*** Data ***
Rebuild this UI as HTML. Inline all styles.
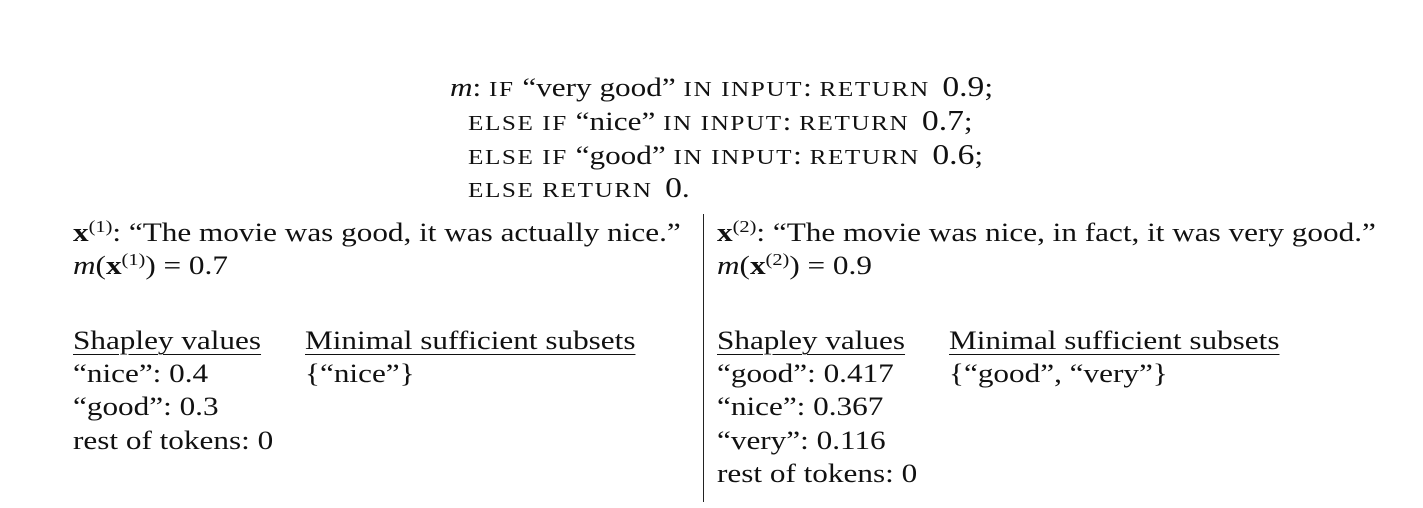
<!DOCTYPE html>
<html><head><style>
body{margin:0;width:1423px;height:508px;background:#fff;position:relative;overflow:hidden;font-family:"Liberation Serif",serif;font-size:26px;color:#111}
.l{position:absolute;white-space:nowrap;line-height:33px;transform:scaleX(1.2);transform-origin:0 0}
.sc{text-transform:uppercase;font-size:21px;letter-spacing:1.3px}
i{font-style:italic}
b{font-weight:bold}
sup{font-size:17px;vertical-align:9px;line-height:0}
u{text-decoration:underline;text-decoration-thickness:1px;text-underline-offset:5px}
.n{font-size:28px;margin-left:4px}
</style></head><body>
<div class="l" style="left:450px;top:71px"><i>m</i>: <span class="sc">if</span> “very good” <span class="sc">in input</span>: <span class="sc">return</span> <span class="n">0.9</span>;</div>
<div class="l" style="left:468px;top:105px"><span class="sc">else if</span> “nice” <span class="sc">in input</span>: <span class="sc">return</span> <span class="n">0.7</span>;</div>
<div class="l" style="left:468px;top:139px"><span class="sc">else if</span> “good” <span class="sc">in input</span>: <span class="sc">return</span> <span class="n">0.6</span>;</div>
<div class="l" style="left:468px;top:172px"><span class="sc">else return</span> <span class="n">0</span>.</div>

<div class="l" style="left:73px;top:216px"><b>x</b><sup>(1)</sup>: “The movie was good, it was actually nice.”</div>
<div class="l" style="left:73px;top:249px"><i>m</i>(<b>x</b><sup>(1)</sup>) = 0.7</div>
<div class="l" style="left:73px;top:324px"><u>Shapley values</u></div>
<div class="l" style="left:305px;top:324px"><u>Minimal sufficient subsets</u></div>
<div class="l" style="left:73px;top:357px">“nice”: 0.4</div>
<div class="l" style="left:305px;top:357px">{“nice”}</div>
<div class="l" style="left:73px;top:390px">“good”: 0.3</div>
<div class="l" style="left:73px;top:424px">rest of tokens: 0</div>

<div style="position:absolute;left:703px;top:214px;width:1px;height:288px;background:#222"></div>

<div class="l" style="left:717px;top:216px"><b>x</b><sup>(2)</sup>: “The movie was nice, in fact, it was very good.”</div>
<div class="l" style="left:717px;top:249px"><i>m</i>(<b>x</b><sup>(2)</sup>) = 0.9</div>
<div class="l" style="left:717px;top:324px"><u>Shapley values</u></div>
<div class="l" style="left:949px;top:324px"><u>Minimal sufficient subsets</u></div>
<div class="l" style="left:717px;top:357px">“good”: 0.417</div>
<div class="l" style="left:949px;top:357px">{“good”, “very”}</div>
<div class="l" style="left:717px;top:390px">“nice”: 0.367</div>
<div class="l" style="left:717px;top:424px">“very”: 0.116</div>
<div class="l" style="left:717px;top:457px">rest of tokens: 0</div>
</body></html>
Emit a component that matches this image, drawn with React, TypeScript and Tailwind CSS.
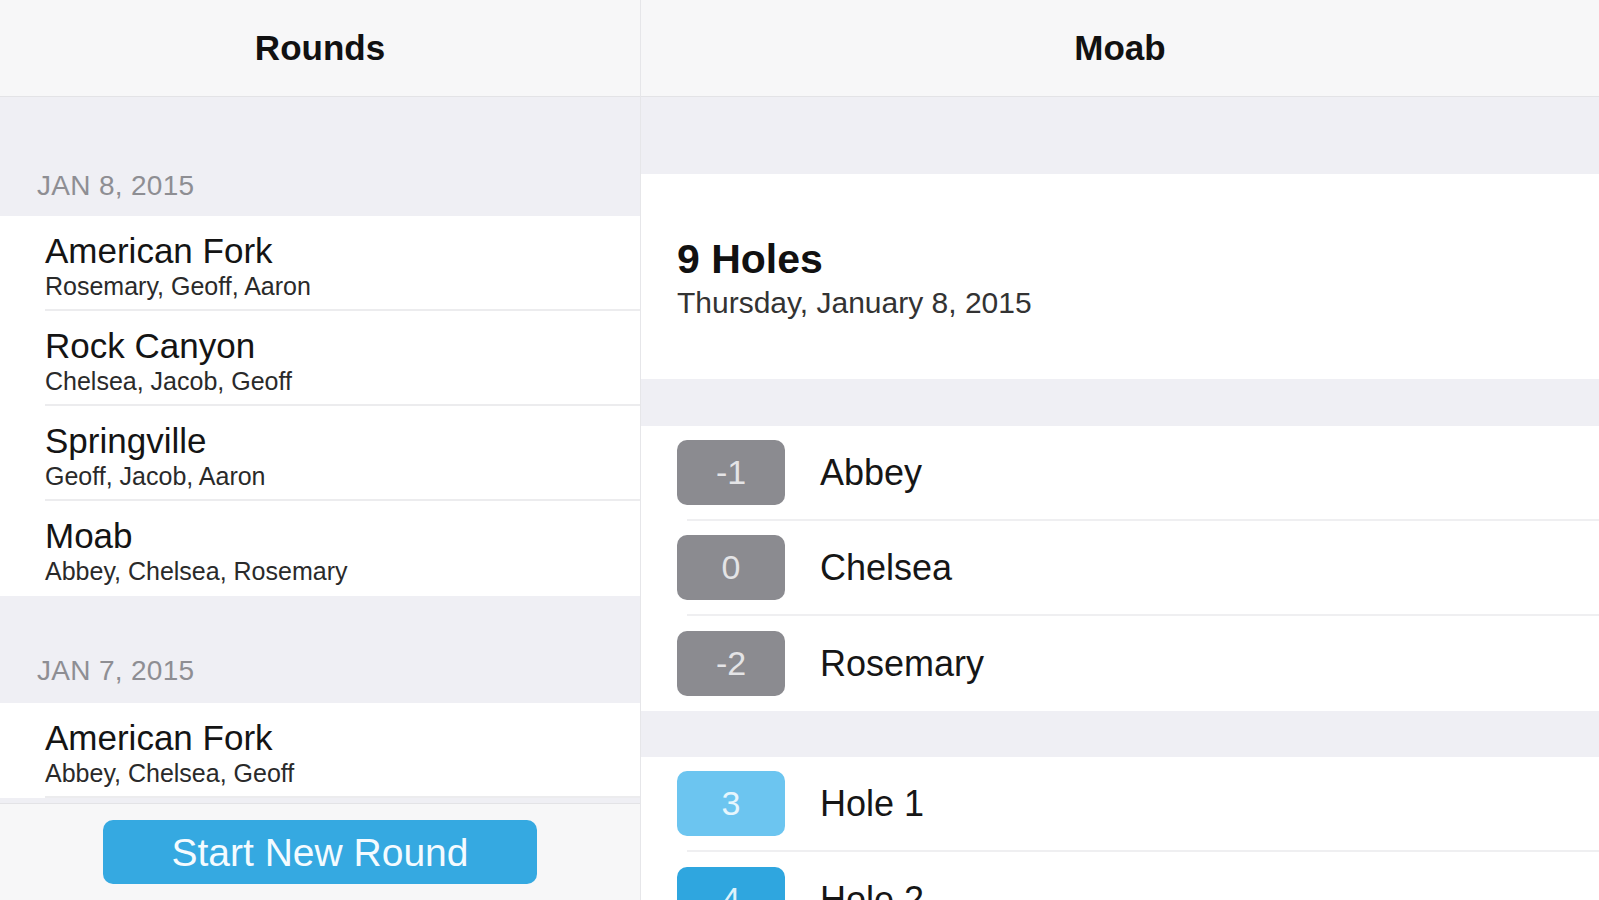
import React from 'react';

const FONT = { fontFamily: '"Liberation Sans", Arial, sans-serif' };

type Round = { course: string; players: string };

const sections: { date: string; first: boolean; rounds: Round[] }[] = [
  {
    date: 'JAN 8, 2015',
    first: true,
    rounds: [
      { course: 'American Fork', players: 'Rosemary, Geoff, Aaron' },
      { course: 'Rock Canyon', players: 'Chelsea, Jacob, Geoff' },
      { course: 'Springville', players: 'Geoff, Jacob, Aaron' },
      { course: 'Moab', players: 'Abbey, Chelsea, Rosemary' },
    ],
  },
  {
    date: 'JAN 7, 2015',
    first: false,
    rounds: [{ course: 'American Fork', players: 'Abbey, Chelsea, Geoff' }],
  },
];

const players = [
  { score: '-1', name: 'Abbey' },
  { score: '0', name: 'Chelsea' },
  { score: '-2', name: 'Rosemary' },
];

const holes = [
  { par: '3', name: 'Hole 1', light: true },
  { par: '4', name: 'Hole 2', light: false },
];

function NavBar({ title }: { title: string }) {
  return (
    <div className="h-[97px] shrink-0 flex items-center justify-center bg-[#f7f7f8] border-b border-[#e3e3e6]">
      <span className="text-[35px] font-bold text-[#111]">{title}</span>
    </div>
  );
}

function RoundsList() {
  return (
    <div className="w-[641px] shrink-0 flex flex-col border-r border-[#e6e6e9] bg-[#efeff4]">
      <NavBar title="Rounds" />
      <div className="flex-1 min-h-0 overflow-hidden">
        {sections.map((s) => (
          <div key={s.date}>
            <div className={`${s.first ? 'h-[119px] pb-[15px]' : 'h-[107px] pb-[17px]'} flex items-end px-[37px]`}>
              <span className="text-[28px] leading-[30px] tracking-[0.3px] text-[#8e8e93]">{s.date}</span>
            </div>
            <div className="bg-white">
              {s.rounds.map((r, i) => (
                <div key={r.course + i} className="h-[95px] pl-[45px] flex flex-col">
                  <div className="pt-[15px] text-[35px] leading-[40px] text-[#141414]">{r.course}</div>
                  <div className="mt-[1px] text-[25px] leading-[28px] text-[#2a2a2a]">{r.players}</div>
                  {(i < s.rounds.length - 1 || s.rounds.length === 1) && (
                    <div className="mt-auto h-[2px] bg-[#ececee]" />
                  )}
                </div>
              ))}
            </div>
          </div>
        ))}
      </div>
      <div className="h-[97px] shrink-0 flex items-center justify-center bg-[#f7f7f8] border-t border-[#e3e3e6]">
        <button
          type="button"
          className="w-[434px] h-[64px] rounded-[10px] bg-[#35a9e1] text-[#f4fbff] text-[39px] leading-none"
        >
          Start New Round
        </button>
      </div>
    </div>
  );
}

function Badge({ value, tone }: { value: string; tone: 'gray' | 'light' | 'blue' }) {
  const cls =
    tone === 'gray'
      ? 'bg-[#8b8b90] text-[#e4e4e6]'
      : tone === 'light'
        ? 'bg-[#6cc5f0] text-[#e6f6fd]'
        : 'bg-[#2fa6df] text-[#dff2fb]';
  return (
    <div className={`w-[108px] h-[65px] shrink-0 rounded-[10px] flex items-center justify-center text-[34px] ${cls}`}>
      {value}
    </div>
  );
}

function ScoreRow({ value, tone, label, last }: { value: string; tone: 'gray' | 'light' | 'blue'; label: string; last: boolean }) {
  return (
    <div className="h-[95px] flex flex-col">
      <div className="flex-1 flex items-center pl-[36px] gap-[35px]">
        <Badge value={value} tone={tone} />
        <span className="text-[36px] text-[#161616]">{label}</span>
      </div>
      {!last && <div className="ml-[46px] h-[2px] bg-[#efeff1]" />}
    </div>
  );
}

function RoundDetail() {
  return (
    <div className="flex-1 min-w-0 flex flex-col bg-[#efeff4]">
      <NavBar title="Moab" />
      <div className="flex-1 min-h-0 overflow-hidden">
        <div className="h-[77px]" />
        <div className="h-[205px] bg-white pl-[36px] pt-[62px]">
          <div className="text-[41px] leading-[46px] font-bold text-[#111]">9 Holes</div>
          <div className="mt-[4px] text-[30px] leading-[34px] text-[#333]">Thursday, January 8, 2015</div>
        </div>
        <div className="h-[47px]" />
        <div className="bg-white">
          {players.map((p, i) => (
            <ScoreRow key={p.name} value={p.score} tone="gray" label={p.name} last={i === players.length - 1} />
          ))}
        </div>
        <div className="h-[46px]" />
        <div className="bg-white">
          {holes.map((h, i) => (
            <ScoreRow key={h.name} value={h.par} tone={h.light ? 'light' : 'blue'} label={h.name} last={i === holes.length - 1} />
          ))}
        </div>
      </div>
    </div>
  );
}

export default function App() {
  return (
    <div className="w-[1599px] h-[900px] flex overflow-hidden bg-[#efeff4]" style={FONT}>
      <RoundsList />
      <RoundDetail />
    </div>
  );
}
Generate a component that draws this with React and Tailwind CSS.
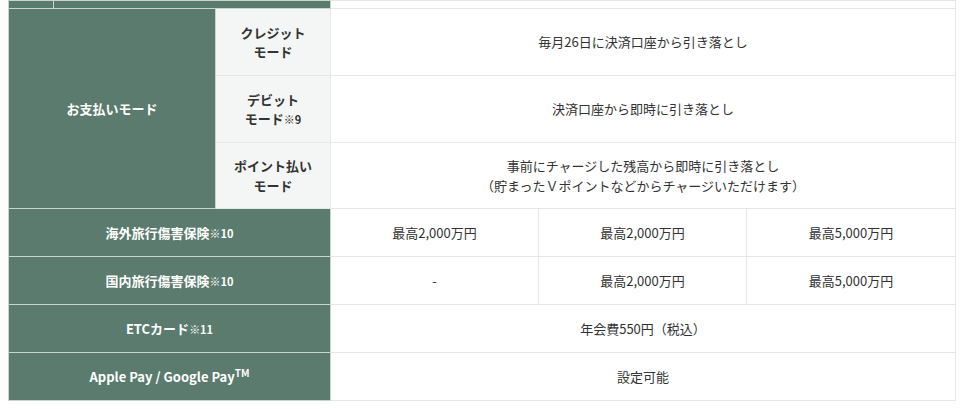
import React from "react";

const green = "bg-[#5a7b6d] text-white font-bold border border-[#c9d4cf]";
const sub = "bg-[#f3f6f5] text-[#333] font-bold border border-[#e6e8e7]";
const cell = "bg-white text-[#333] border border-[#e6e8e7]";

const Note = ({ children }) => (
  <span className="text-[11px] font-bold">{children}</span>
);

export default function App() {
  return (
    <div
      className="min-h-screen bg-white px-2 text-[13px] leading-[1.5]"
      style={{ fontFamily: '"Noto Sans CJK JP", "Noto Sans", sans-serif' }}
    >
      <table className="w-[947px] table-fixed border-collapse text-center">
        <colgroup>
          <col className="w-[207px]" />
          <col className="w-[115px]" />
          <col className="w-[208px]" />
          <col className="w-[208px]" />
          <col className="w-[209px]" />
        </colgroup>
        <tbody>
          <tr>
            <td className={`${green} h-[8px] p-0`} colSpan={2}>
              <div className="flex h-full">
                <div className="w-[45px] border-r border-[#c9d4cf]" />
              </div>
            </td>
            <td className={`${cell} h-[8px] p-0`} colSpan={3} />
          </tr>

          <tr className="h-[67px]">
            <td className={green} rowSpan={3}>
              お支払いモード
            </td>
            <td className={sub}>
              クレジット
              <br />
              モード
            </td>
            <td className={cell} colSpan={3}>
              毎月26日に決済口座から引き落とし
            </td>
          </tr>
          <tr className="h-[67px]">
            <td className={sub}>
              デビット
              <br />
              モード<Note>※9</Note>
            </td>
            <td className={cell} colSpan={3}>
              決済口座から即時に引き落とし
            </td>
          </tr>
          <tr className="h-[66px]">
            <td className={sub}>
              ポイント払い
              <br />
              モード
            </td>
            <td className={cell} colSpan={3}>
              事前にチャージした残高から即時に引き落とし
              <br />
              （貯まったＶポイントなどからチャージいただけます）
            </td>
          </tr>

          <tr className="h-[48px]">
            <td className={green} colSpan={2}>
              海外旅行傷害保険<Note>※10</Note>
            </td>
            <td className={cell}>最高2,000万円</td>
            <td className={cell}>最高2,000万円</td>
            <td className={cell}>最高5,000万円</td>
          </tr>
          <tr className="h-[48px]">
            <td className={green} colSpan={2}>
              国内旅行傷害保険<Note>※10</Note>
            </td>
            <td className={cell}>-</td>
            <td className={cell}>最高2,000万円</td>
            <td className={cell}>最高5,000万円</td>
          </tr>
          <tr className="h-[48px]">
            <td className={green} colSpan={2}>
              ETCカード<Note>※11</Note>
            </td>
            <td className={cell} colSpan={3}>
              年会費550円（税込）
            </td>
          </tr>
          <tr className="h-[48px]">
            <td className={green} colSpan={2}>
              Apple Pay / Google Pay
              <sup className="text-[10px]">TM</sup>
            </td>
            <td className={cell} colSpan={3}>
              設定可能
            </td>
          </tr>
        </tbody>
      </table>
    </div>
  );
}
***
*Your task:*
Repeat, word for word, the lines of the material above from the one holding "Emit a component" through the one holding "string; players: string". Leave out pictures.

*Written solution:*
Emit a component that matches this image, drawn with React, TypeScript and Tailwind CSS.
import React from 'react';

const FONT = { fontFamily: '"Liberation Sans", Arial, sans-serif' };

type Round = { course: string; players: string };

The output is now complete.